Taking active positions on the relative value of about 30 assets has added some NZ$2 billion to the New Zealand Superannuation Fund (NZS) over the last eight years, a new report reveals.

According to the NZS ‘Strategic tilting’ white paper published last week, the approach – where the fund takes long or short positions on specific assets “based on price and long-term valuation signals” – has returned 1.2 per cent each year since the policy was adopted in April 2009.

“This exceeds our expectations of 0.4 per cent return per annum (estimated since inception),” the paper says. “Tilting returns have been uncorrelated with the ‘Reference Portfolio’ returns since we began, and the strategy has only marginally increased the Fund’s realised risk during this period.”

  • While the strategy – also known as dynamic or strategic asset allocation – has performed above target, the result was not outlandish, remaining within one standard deviation of the mean projected outcome.

    The white paper, authored by David Iverson and Alex Bacchus, NZS head of asset allocation and strategic tilting, respectively, says the “program is well aligned with the fund’s endowments and beliefs and has a reasonably large share of the total portfolio active risk”.

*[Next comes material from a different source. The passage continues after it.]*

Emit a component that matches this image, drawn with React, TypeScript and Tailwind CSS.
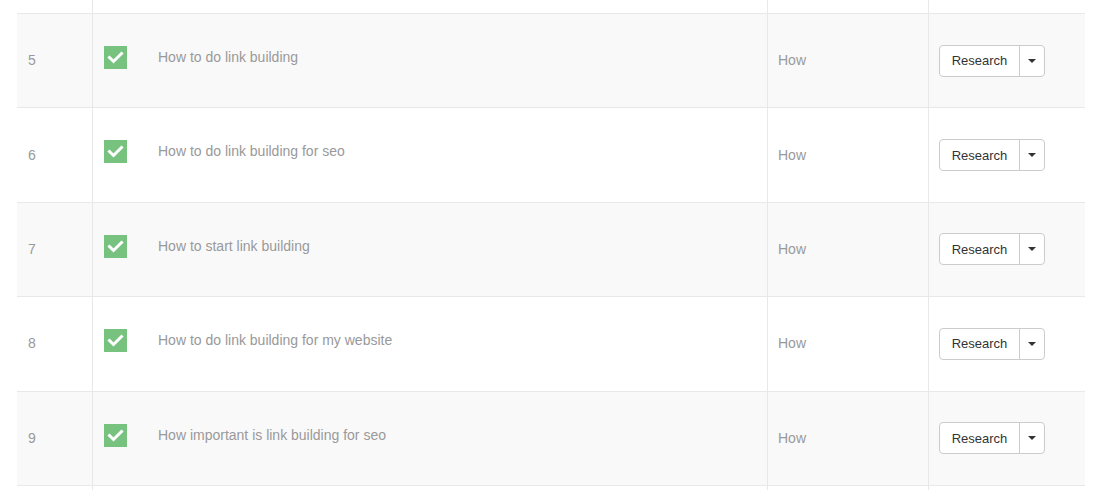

    “It is also expected to contribute significantly to the overall value-add over time,” the report says.

    In total, NZS applies strategic tilts to 27 assets covering “equities, property (real estate investment trusts or REITs), bonds, credit and currencies”.

    With the exception of the NZ dollar, though, NZS excludes local assets from its tilt basket, which mostly features developed market country and regional assets. The US REIT market is the sole property asset included in the NZS strategic tilt toolbox.

    The study says NZS bases its strategic tilting approach on three key elements:

    • a supportive investment philosophy that links to the fund’s advantages as an investor – including a belief in mean reversion and the long-term time horizon for the NZS;
    • a disciplined risk allocation approach; and,
    • strong governance and alignment of interests.

    In practice, the NZS strategic tilts follow a “formalised process”, the paper says, relying on “long-term valuations, expected returns, risk and confidence assessments” rather than ‘gut feel’ asset allocation.

    “This approach is designed to monetise our belief in mean reversion and helps reduce some of the behavioural bias that could prevent us from holding true to a contrarian strategy,” the report says.

    Despite earning well above expected returns from strategic tilts since April 2009, the NZS paper puts that success in perspective.

    “… We acknowledge that the eight years since inception is a relatively short timeframe for performance evaluation of a long-term strategy.”